Quote the full listing word for word.

— start INFORMATION PROVIDED —

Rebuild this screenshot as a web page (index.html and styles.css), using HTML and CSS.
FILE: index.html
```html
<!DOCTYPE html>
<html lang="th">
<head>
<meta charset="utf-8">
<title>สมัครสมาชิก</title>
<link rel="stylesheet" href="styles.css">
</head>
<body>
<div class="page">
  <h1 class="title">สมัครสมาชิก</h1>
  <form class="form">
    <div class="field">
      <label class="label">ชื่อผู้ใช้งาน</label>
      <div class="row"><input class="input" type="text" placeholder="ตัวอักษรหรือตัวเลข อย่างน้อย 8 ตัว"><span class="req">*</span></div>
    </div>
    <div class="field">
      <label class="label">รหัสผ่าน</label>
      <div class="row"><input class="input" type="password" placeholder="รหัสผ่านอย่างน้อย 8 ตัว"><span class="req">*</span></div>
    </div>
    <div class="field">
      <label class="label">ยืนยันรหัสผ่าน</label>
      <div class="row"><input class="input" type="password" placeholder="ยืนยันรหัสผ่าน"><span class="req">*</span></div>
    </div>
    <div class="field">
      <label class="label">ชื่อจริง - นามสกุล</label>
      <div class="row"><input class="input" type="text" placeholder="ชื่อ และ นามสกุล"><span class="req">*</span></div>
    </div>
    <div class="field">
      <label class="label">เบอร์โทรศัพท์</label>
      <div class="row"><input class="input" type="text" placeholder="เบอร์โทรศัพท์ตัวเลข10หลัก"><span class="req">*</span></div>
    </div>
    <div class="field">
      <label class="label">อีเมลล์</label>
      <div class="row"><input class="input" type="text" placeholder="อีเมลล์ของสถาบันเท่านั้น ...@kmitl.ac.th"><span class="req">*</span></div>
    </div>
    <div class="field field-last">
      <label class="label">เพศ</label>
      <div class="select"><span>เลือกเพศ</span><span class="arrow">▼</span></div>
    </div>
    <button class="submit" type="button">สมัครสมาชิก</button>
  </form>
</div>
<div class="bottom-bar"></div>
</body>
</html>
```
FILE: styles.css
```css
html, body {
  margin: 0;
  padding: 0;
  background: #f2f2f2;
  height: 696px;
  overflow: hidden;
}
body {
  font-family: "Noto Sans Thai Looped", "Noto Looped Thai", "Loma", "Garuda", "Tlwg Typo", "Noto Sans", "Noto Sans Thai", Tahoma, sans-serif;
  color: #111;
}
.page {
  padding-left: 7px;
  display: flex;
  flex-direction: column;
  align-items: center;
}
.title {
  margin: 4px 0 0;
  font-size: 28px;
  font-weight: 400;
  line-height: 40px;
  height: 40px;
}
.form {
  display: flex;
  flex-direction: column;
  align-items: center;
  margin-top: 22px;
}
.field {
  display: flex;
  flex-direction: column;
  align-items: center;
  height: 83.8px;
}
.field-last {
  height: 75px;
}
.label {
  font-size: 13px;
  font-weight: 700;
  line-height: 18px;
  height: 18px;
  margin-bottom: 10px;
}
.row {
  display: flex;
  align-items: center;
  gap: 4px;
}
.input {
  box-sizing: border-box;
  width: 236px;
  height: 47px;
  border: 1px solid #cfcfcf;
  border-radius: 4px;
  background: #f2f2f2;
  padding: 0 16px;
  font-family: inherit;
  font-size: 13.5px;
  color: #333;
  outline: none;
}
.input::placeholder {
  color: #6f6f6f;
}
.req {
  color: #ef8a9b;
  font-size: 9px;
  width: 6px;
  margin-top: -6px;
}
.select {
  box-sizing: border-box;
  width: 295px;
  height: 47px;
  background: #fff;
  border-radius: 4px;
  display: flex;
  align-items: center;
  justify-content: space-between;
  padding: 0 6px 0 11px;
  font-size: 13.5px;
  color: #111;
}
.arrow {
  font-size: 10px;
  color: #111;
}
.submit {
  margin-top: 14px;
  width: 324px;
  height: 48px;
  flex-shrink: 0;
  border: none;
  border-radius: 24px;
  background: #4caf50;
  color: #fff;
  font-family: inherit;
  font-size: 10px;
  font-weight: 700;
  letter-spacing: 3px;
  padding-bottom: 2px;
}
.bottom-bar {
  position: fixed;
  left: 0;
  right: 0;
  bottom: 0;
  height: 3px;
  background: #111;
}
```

— end INFORMATION PROVIDED —

__RESPONSE TO THIS TASK__:
Rebuild this screenshot as a web page (index.html and styles.css), using HTML and CSS.
FILE: index.html
```html
<!DOCTYPE html>
<html lang="th">
<head>
<meta charset="utf-8">
<title>สมัครสมาชิก</title>
<link rel="stylesheet" href="styles.css">
</head>
<body>
<div class="page">
  <h1 class="title">สมัครสมาชิก</h1>
  <form class="form">
    <div class="field">
      <label class="label">ชื่อผู้ใช้งาน</label>
      <div class="row"><input class="input" type="text" placeholder="ตัวอักษรหรือตัวเลข อย่างน้อย 8 ตัว"><span class="req">*</span></div>
    </div>
    <div class="field">
      <label class="label">รหัสผ่าน</label>
      <div class="row"><input class="input" type="password" placeholder="รหัสผ่านอย่างน้อย 8 ตัว"><span class="req">*</span></div>
    </div>
    <div class="field">
      <label class="label">ยืนยันรหัสผ่าน</label>
      <div class="row"><input class="input" type="password" placeholder="ยืนยันรหัสผ่าน"><span class="req">*</span></div>
    </div>
    <div class="field">
      <label class="label">ชื่อจริง - นามสกุล</label>
      <div class="row"><input class="input" type="text" placeholder="ชื่อ และ นามสกุล"><span class="req">*</span></div>
    </div>
    <div class="field">
      <label class="label">เบอร์โทรศัพท์</label>
      <div class="row"><input class="input" type="text" placeholder="เบอร์โทรศัพท์ตัวเลข10หลัก"><span class="req">*</span></div>
    </div>
    <div class="field">
      <label class="label">อีเมลล์</label>
      <div class="row"><input class="input" type="text" placeholder="อีเมลล์ของสถาบันเท่านั้น ...@kmitl.ac.th"><span class="req">*</span></div>
    </div>
    <div class="field field-last">
      <label class="label">เพศ</label>
      <div class="select"><span>เลือกเพศ</span><span class="arrow">▼</span></div>
    </div>
    <button class="submit" type="button">สมัครสมาชิก</button>
  </form>
</div>
<div class="bottom-bar"></div>
</body>
</html>
```
FILE: styles.css
```css
html, body {
  margin: 0;
  padding: 0;
  background: #f2f2f2;
  height: 696px;
  overflow: hidden;
}
body {
  font-family: "Noto Sans Thai Looped", "Noto Looped Thai", "Loma", "Garuda", "Tlwg Typo", "Noto Sans", "Noto Sans Thai", Tahoma, sans-serif;
  color: #111;
}
.page {
  padding-left: 7px;
  display: flex;
  flex-direction: column;
  align-items: center;
}
.title {
  margin: 4px 0 0;
  font-size: 28px;
  font-weight: 400;
  line-height: 40px;
  height: 40px;
}
.form {
  display: flex;
  flex-direction: column;
  align-items: center;
  margin-top: 22px;
}
.field {
  display: flex;
  flex-direction: column;
  align-items: center;
  height: 83.8px;
}
.field-last {
  height: 75px;
}
.label {
  font-size: 13px;
  font-weight: 700;
  line-height: 18px;
  height: 18px;
  margin-bottom: 10px;
}
.row {
  display: flex;
  align-items: center;
  gap: 4px;
}
.input {
  box-sizing: border-box;
  width: 236px;
  height: 47px;
  border: 1px solid #cfcfcf;
  border-radius: 4px;
  background: #f2f2f2;
  padding: 0 16px;
  font-family: inherit;
  font-size: 13.5px;
  color: #333;
  outline: none;
}
.input::placeholder {
  color: #6f6f6f;
}
.req {
  color: #ef8a9b;
  font-size: 9px;
  width: 6px;
  margin-top: -6px;
}
.select {
  box-sizing: border-box;
  width: 295px;
  height: 47px;
  background: #fff;
  border-radius: 4px;
  display: flex;
  align-items: center;
  justify-content: space-between;
  padding: 0 6px 0 11px;
  font-size: 13.5px;
  color: #111;
}
.arrow {
  font-size: 10px;
  color: #111;
}
.submit {
  margin-top: 14px;
  width: 324px;
  height: 48px;
  flex-shrink: 0;
  border: none;
  border-radius: 24px;
  background: #4caf50;
  color: #fff;
  font-family: inherit;
  font-size: 10px;
  font-weight: 700;
  letter-spacing: 3px;
  padding-bottom: 2px;
}
.bottom-bar {
  position: fixed;
  left: 0;
  right: 0;
  bottom: 0;
  height: 3px;
  background: #111;
}
```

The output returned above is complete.